### Data provided
>>>>>

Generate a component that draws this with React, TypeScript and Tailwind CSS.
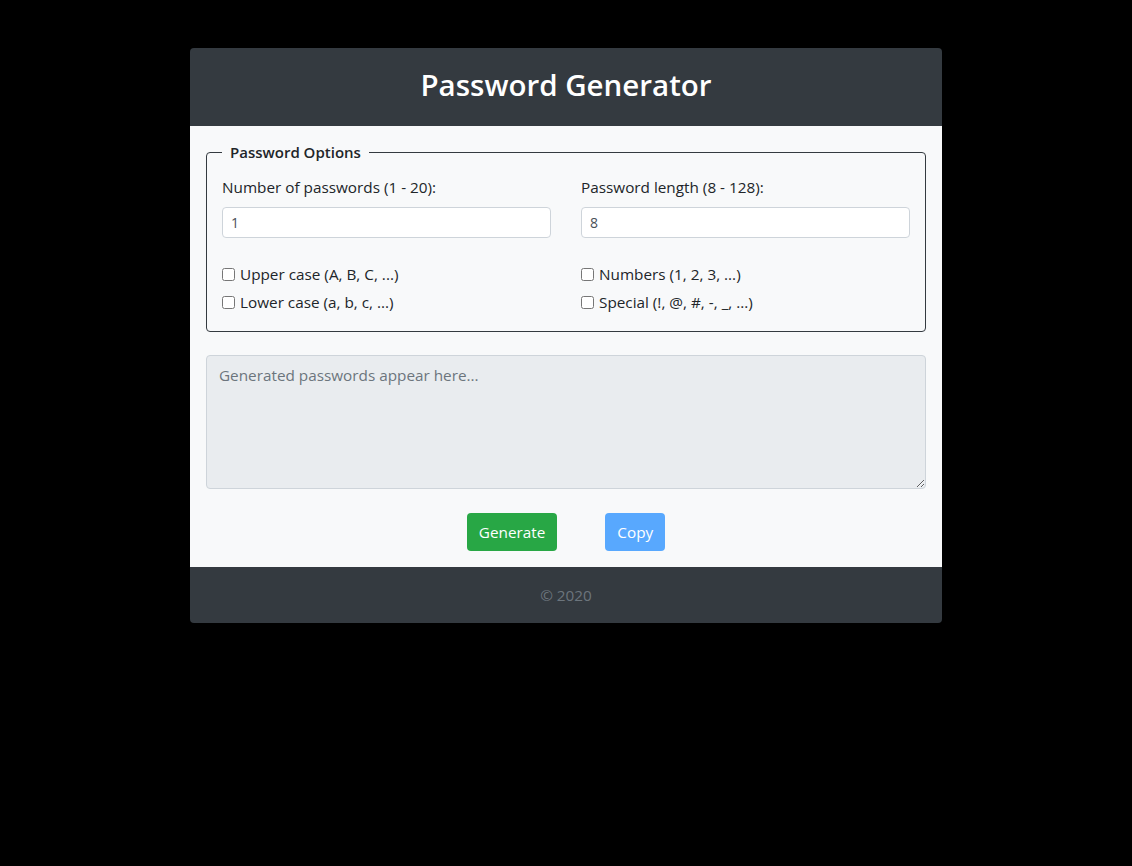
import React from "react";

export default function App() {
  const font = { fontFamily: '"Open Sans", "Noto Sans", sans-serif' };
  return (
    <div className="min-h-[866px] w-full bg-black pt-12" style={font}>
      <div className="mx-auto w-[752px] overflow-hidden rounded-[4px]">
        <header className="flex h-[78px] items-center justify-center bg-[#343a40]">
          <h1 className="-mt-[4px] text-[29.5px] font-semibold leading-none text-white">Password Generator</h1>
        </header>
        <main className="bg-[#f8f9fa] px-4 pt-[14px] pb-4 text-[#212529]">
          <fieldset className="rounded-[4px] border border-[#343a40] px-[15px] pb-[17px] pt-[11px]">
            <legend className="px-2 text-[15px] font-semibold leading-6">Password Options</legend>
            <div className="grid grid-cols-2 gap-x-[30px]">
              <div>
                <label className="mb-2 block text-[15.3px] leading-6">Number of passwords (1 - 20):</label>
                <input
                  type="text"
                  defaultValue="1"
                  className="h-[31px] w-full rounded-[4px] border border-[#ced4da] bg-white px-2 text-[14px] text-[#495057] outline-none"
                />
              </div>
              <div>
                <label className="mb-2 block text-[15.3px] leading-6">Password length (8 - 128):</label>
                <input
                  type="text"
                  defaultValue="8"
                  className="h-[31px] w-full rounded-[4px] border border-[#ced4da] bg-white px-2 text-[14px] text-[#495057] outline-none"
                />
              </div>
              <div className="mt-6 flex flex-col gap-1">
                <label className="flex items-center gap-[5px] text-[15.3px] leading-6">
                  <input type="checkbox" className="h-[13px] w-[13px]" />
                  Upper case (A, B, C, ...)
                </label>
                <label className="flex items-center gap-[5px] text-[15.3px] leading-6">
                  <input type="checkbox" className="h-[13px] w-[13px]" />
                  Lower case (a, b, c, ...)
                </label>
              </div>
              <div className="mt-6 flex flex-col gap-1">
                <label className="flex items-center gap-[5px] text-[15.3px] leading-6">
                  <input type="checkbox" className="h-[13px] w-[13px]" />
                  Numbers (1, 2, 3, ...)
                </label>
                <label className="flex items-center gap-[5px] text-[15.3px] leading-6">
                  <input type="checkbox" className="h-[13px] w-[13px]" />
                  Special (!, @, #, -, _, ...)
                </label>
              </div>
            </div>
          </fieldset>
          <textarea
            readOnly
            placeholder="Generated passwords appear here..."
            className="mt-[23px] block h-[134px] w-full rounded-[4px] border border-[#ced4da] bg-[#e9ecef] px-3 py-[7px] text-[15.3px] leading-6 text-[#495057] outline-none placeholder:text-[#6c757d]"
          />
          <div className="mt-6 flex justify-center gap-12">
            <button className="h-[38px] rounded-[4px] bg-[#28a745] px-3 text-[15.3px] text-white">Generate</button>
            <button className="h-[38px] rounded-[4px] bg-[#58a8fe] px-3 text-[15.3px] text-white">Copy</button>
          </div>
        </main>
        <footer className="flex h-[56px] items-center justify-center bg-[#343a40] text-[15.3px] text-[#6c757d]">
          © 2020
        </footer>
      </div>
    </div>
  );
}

<<<<<
>>>>>

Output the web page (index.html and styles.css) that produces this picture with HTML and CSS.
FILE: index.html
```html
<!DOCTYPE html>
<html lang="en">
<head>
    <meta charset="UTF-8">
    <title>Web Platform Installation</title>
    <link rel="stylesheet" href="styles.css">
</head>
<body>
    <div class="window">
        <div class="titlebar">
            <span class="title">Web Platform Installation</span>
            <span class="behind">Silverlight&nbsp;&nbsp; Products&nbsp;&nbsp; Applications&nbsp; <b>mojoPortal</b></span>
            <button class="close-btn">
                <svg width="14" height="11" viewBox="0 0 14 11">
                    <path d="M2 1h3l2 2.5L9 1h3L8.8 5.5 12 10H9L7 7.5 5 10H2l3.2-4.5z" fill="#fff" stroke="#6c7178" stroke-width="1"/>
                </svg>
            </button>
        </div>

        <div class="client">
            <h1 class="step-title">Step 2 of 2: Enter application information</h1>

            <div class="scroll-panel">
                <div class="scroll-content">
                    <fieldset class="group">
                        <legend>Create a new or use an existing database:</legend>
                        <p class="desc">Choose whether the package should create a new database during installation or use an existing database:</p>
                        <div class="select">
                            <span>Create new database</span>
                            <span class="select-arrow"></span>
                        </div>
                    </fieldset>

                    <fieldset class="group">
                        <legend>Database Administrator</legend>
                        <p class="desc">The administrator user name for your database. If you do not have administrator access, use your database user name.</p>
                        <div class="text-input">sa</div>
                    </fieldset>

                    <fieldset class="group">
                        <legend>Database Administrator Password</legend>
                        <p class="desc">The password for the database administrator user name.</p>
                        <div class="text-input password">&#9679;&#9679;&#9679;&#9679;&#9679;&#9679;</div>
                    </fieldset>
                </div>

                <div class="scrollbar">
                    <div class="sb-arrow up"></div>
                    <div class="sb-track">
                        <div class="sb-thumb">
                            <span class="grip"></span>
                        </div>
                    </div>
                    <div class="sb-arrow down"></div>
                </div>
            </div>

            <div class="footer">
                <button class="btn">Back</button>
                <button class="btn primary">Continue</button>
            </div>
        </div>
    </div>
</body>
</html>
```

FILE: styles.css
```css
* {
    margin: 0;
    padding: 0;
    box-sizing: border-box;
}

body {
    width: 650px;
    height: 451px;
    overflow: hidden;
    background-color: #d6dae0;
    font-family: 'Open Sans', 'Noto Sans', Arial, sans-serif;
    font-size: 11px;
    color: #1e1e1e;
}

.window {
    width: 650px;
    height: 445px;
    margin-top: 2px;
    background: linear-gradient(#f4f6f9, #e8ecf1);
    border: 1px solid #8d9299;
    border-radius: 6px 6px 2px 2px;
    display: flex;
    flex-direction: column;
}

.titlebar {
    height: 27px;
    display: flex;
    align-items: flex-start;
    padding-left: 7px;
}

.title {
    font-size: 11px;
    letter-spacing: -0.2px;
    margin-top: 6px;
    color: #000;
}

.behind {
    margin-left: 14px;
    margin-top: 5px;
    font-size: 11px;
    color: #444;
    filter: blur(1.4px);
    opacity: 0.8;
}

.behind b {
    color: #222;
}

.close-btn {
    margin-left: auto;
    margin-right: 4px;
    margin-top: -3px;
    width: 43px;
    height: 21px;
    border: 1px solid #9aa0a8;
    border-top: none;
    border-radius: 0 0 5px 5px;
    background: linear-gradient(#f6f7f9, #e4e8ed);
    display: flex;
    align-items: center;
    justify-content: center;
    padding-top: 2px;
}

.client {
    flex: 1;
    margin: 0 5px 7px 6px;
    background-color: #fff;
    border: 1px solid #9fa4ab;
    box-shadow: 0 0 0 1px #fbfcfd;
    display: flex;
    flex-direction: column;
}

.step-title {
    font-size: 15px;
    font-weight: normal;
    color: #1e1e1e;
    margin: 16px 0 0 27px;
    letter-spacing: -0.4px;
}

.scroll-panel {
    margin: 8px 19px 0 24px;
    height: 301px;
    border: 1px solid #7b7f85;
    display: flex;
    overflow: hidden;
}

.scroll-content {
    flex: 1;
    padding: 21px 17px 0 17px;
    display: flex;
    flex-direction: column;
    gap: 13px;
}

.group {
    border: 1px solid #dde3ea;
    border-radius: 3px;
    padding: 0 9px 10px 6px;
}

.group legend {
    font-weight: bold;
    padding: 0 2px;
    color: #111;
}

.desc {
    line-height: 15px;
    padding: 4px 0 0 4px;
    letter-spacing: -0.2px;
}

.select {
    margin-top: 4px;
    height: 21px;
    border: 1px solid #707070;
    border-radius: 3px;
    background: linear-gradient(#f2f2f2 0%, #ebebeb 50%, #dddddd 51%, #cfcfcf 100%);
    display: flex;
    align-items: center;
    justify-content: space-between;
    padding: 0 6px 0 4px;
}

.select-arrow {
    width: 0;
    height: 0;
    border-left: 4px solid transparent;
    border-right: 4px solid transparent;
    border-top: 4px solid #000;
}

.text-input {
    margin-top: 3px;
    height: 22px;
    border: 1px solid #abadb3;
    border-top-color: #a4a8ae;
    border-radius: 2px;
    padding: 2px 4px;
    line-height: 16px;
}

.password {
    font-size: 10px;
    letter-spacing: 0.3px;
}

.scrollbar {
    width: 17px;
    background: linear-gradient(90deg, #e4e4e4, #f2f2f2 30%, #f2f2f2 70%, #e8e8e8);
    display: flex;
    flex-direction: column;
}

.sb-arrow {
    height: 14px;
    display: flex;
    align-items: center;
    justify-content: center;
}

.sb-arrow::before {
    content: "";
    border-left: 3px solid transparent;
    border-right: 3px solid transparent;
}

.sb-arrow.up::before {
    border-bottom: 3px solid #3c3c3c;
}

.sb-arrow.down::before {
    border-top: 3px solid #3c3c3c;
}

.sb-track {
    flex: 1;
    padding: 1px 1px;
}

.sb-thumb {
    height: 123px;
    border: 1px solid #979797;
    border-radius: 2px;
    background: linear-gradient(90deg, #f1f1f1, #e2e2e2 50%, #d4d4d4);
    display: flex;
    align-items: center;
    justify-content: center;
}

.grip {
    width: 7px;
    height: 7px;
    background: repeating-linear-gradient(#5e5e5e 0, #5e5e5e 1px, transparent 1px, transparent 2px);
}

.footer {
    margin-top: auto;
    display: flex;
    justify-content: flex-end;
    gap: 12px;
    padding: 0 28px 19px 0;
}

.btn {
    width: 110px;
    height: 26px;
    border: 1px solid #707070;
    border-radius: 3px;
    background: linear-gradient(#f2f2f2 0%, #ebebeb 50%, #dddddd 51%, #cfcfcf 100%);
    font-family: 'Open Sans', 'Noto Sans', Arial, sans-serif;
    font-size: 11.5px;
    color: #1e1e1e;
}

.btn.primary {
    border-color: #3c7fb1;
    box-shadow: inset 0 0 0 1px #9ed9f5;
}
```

<<<<<

### Direction
What lines above run from the one with "Generate a component" to the one with "import React from"? Give them again exactly, ends included, and leave the pictures out.

### Solution below
Generate a component that draws this with React, TypeScript and Tailwind CSS.
import React from "react";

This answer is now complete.